I see a child play on the cliff. His parents are nearby but show no signs of fear for his safety. This is their land. The children know from a young age that you don’t cross the line that leads to death below.

If I look at the slate bricks, I see tiny holes in one brick.  The tiny hole is the cave my little hero goes into. And my adventure begins.

I have never thought about a story in a home hundreds of feet up on the side of a cliff. But the offer to do so has been right beside me every time I’ve sat here.

How often do we miss the offers right in front of us?  How common it is that we dismiss what we see because it’s not good enough?

With a little practice, we train our brain to dismiss less and to see more. It’s EASY because there are unseen offers EVERYWHERE. 

VARIATION:
As a variation, close your eyes and listen to ALL the sounds. Pick one sound or voice outside of the main river of noise without too much thought . Find the story in that sound.

EVEN IF you can’t make out the words that are being spoken or a voice that hits you, it doesn’t matter. There are other offers buried in what you hear. How fast is it? What does the rhythm remind you of? Why does that particular sound stand out? Start telling the story it inspires. You can’t be wrong so don’t try too hard.

VARIATION WITH A FRIEND:

  • Pick something inconsequential. Find something easily seen but usually ignored…. or just randomly point in a direction and then look at what’s there.
  • Point it out to your friend. She immediately makes up a piece of a story. It could be a little bit about a character. the story could be about the thing itself. Keep it short.
  • She looks around or listens and picks something unimportant but rarely focused on or listened to. She points it out.
  • You continue the story inspired by the observation.
  • Go back and forth like that using the world in front of you as inspiration. 

THE SCIENCE of YOU:

Inattentional Blindness is the term for our blindness to the world right here in in front of our eyes.

There are brilliant experiments that show how our HARD FOCUS and distraction can blind us to even the most drastic alteration in the world around us. No wonder we miss the small stuff.

One of the most famous experiments is known as “THE MONKEY BUSINESS ILLUSION“. Check it out now if you haven’t seen it before. Reading further might ruin the experiment a little but it’s still cool even if you “know the secret”.

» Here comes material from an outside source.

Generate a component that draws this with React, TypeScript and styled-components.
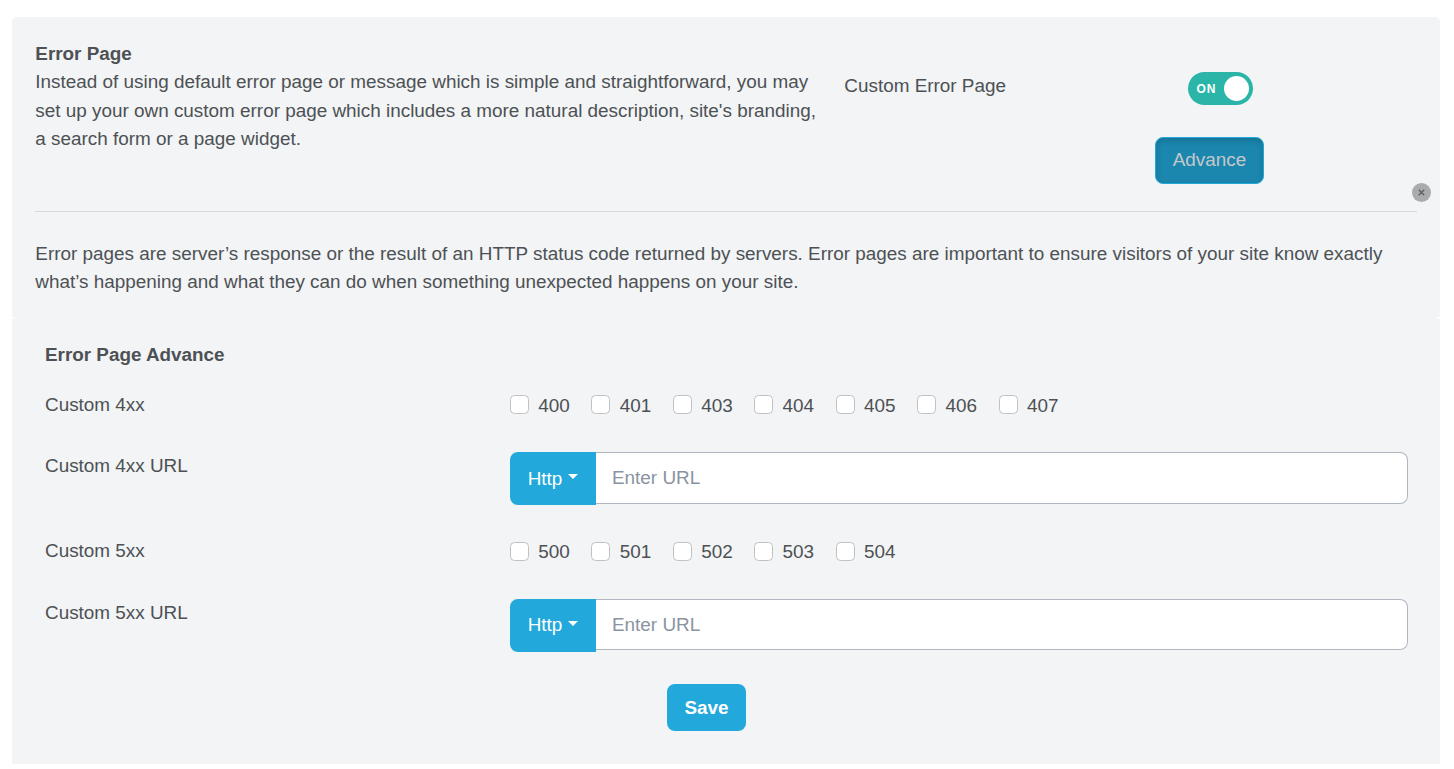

To explore the effect of “inattention blindness” researcher Daniel Simons made a video with six actors passing a basketball. You are asked to count passes. So focused on the activity, most people fail to see a person in a gorilla suit walk past, thump his chest and walk off.

Go watch the video.

There is so much we aren’t aware of. It’s not just the obvious stuff. Look Away and see what you are missing.